Task to carry out> Reply only with how many lines contain the word "React".
#####
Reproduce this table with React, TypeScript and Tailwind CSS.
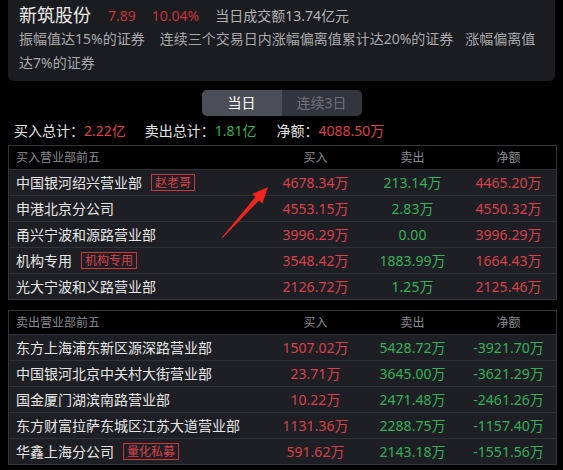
import React from 'react';

type Row = {
  name: string;
  tag?: string;
  buy: string;
  sell: string;
  net: string;
};

const buyRows: Row[] = [
  { name: '中国银河绍兴营业部', tag: '赵老哥', buy: '4678.34万', sell: '213.14万', net: '4465.20万' },
  { name: '申港北京分公司', buy: '4553.15万', sell: '2.83万', net: '4550.32万' },
  { name: '甬兴宁波和源路营业部', buy: '3996.29万', sell: '0.00', net: '3996.29万' },
  { name: '机构专用', tag: '机构专用', buy: '3548.42万', sell: '1883.99万', net: '1664.43万' },
  { name: '光大宁波和义路营业部', buy: '2126.72万', sell: '1.25万', net: '2125.46万' },
];

const sellRows: Row[] = [
  { name: '东方上海浦东新区源深路营业部', buy: '1507.02万', sell: '5428.72万', net: '-3921.70万' },
  { name: '中国银河北京中关村大街营业部', buy: '23.71万', sell: '3645.00万', net: '-3621.29万' },
  { name: '国金厦门湖滨南路营业部', buy: '10.22万', sell: '2471.48万', net: '-2461.26万' },
  { name: '东方财富拉萨东城区江苏大道营业部', buy: '1131.36万', sell: '2288.75万', net: '-1157.40万' },
  { name: '华鑫上海分公司', tag: '量化私募', buy: '591.62万', sell: '2143.18万', net: '-1551.56万' },
];

const RED = 'text-[#d9414a]';
const GREEN = 'text-[#35b058]';

function SeatTable({ title, rows }: { title: string; rows: Row[] }) {
  return (
    <div className="ml-2 w-[549px] border border-[#36373c]">
      {/* Header */}
      <div className="grid h-[23px] grid-cols-[1fr_97px_97px_95px] items-center bg-black text-[12px] leading-[23px] text-[#8a8b90]">
        <span className="pl-[7px]">{title}</span>
        <span className="text-center">买入</span>
        <span className="text-center">卖出</span>
        <span className="text-center">净额</span>
      </div>
      {rows.map((r) => (
        <div
          key={r.name}
          className="grid h-[26px] grid-cols-[1fr_97px_97px_95px] items-center border-t border-[#303136] bg-[#1e1f24] text-[14px] leading-[25px]"
        >
          <div className="flex items-center pl-[7px] text-[#e6e6e6]">
            <span>{r.name}</span>
            {r.tag && (
              <span className="ml-[9px] h-[17px] border border-[#c93a3e] px-[3px] text-[12px] leading-[15px] text-[#d9414a]">
                {r.tag}
              </span>
            )}
          </div>
          <span className={`text-center ${RED}`}>{r.buy}</span>
          <span className={`text-center ${GREEN}`}>{r.sell}</span>
          <span className={`text-center ${r.net.startsWith('-') ? GREEN : RED}`}>{r.net}</span>
        </div>
      ))}
    </div>
  );
}

export default function App() {
  return (
    <div
      className="relative h-[470px] w-[563px] overflow-hidden bg-black"
      style={{ fontFamily: '"Noto Sans", "Noto Sans CJK SC", sans-serif' }}
    >
      {/* Stock summary card */}
      <div className="mx-2 rounded-b-[6px] bg-[#1b1c20] px-[11px] pb-[6px] pt-[4px]">
        <div className="flex h-[23px] items-center">
          <span className="text-[18px] leading-[23px] text-[#ececec]">新筑股份</span>
          <span className="ml-[17px] text-[14px] text-[#c8343a]">7.89</span>
          <span className="ml-[16px] text-[14px] text-[#c8343a]">10.04%</span>
          <span className="ml-[16px] text-[14px] text-[#b3b4b8]">当日成交额13.74亿元</span>
        </div>
        <div className="text-[14px] leading-[24px] text-[#a8a9ad]">
          <div className="flex whitespace-nowrap">
            <span className="mr-[15px]">振幅值达15%的证券</span>
            <span className="mr-[12px]">连续三个交易日内涨幅偏离值累计达20%的证券</span>
            <span>涨幅偏离值</span>
          </div>
          <div>达7%的证券</div>
        </div>
      </div>

      {/* Period tabs */}
      <div className="mx-auto mt-[9px] flex h-[26px] w-[160px] overflow-hidden rounded-[5px] text-[14px] leading-[26px]">
        <div className="flex-1 bg-[#4b4d57] text-center text-white">当日</div>
        <div className="flex-1 bg-[#33353e] text-center text-[#6f717a]">连续3日</div>
      </div>

      {/* Totals */}
      <div className="mt-[5px] flex pl-[14px] text-[14px] leading-[20px] text-[#e6e6e6]">
        <span>买入总计：</span>
        <span className={RED}>2.22亿</span>
        <span className="ml-[19px]">卖出总计：</span>
        <span className={GREEN}>1.81亿</span>
        <span className="ml-[20px]">净额：</span>
        <span className={RED}>4088.50万</span>
      </div>

      <div className="mt-[4px]">
        <SeatTable title="买入营业部前五" rows={buyRows} />
      </div>
      <div className="mt-[10px]">
        <SeatTable title="卖出营业部前五" rows={sellRows} />
      </div>

      {/* Annotation arrow */}
      <svg className="pointer-events-none absolute left-0 top-0" width="563" height="470">
        <polygon
          points="222.4,238.3 259,200.5 262.4,203.5 268,187 252,194.1 255.4,197.1 221.6,237.7"
          fill="#f0261e"
        />
      </svg>
    </div>
  );
}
#####
Response to the exercise> 2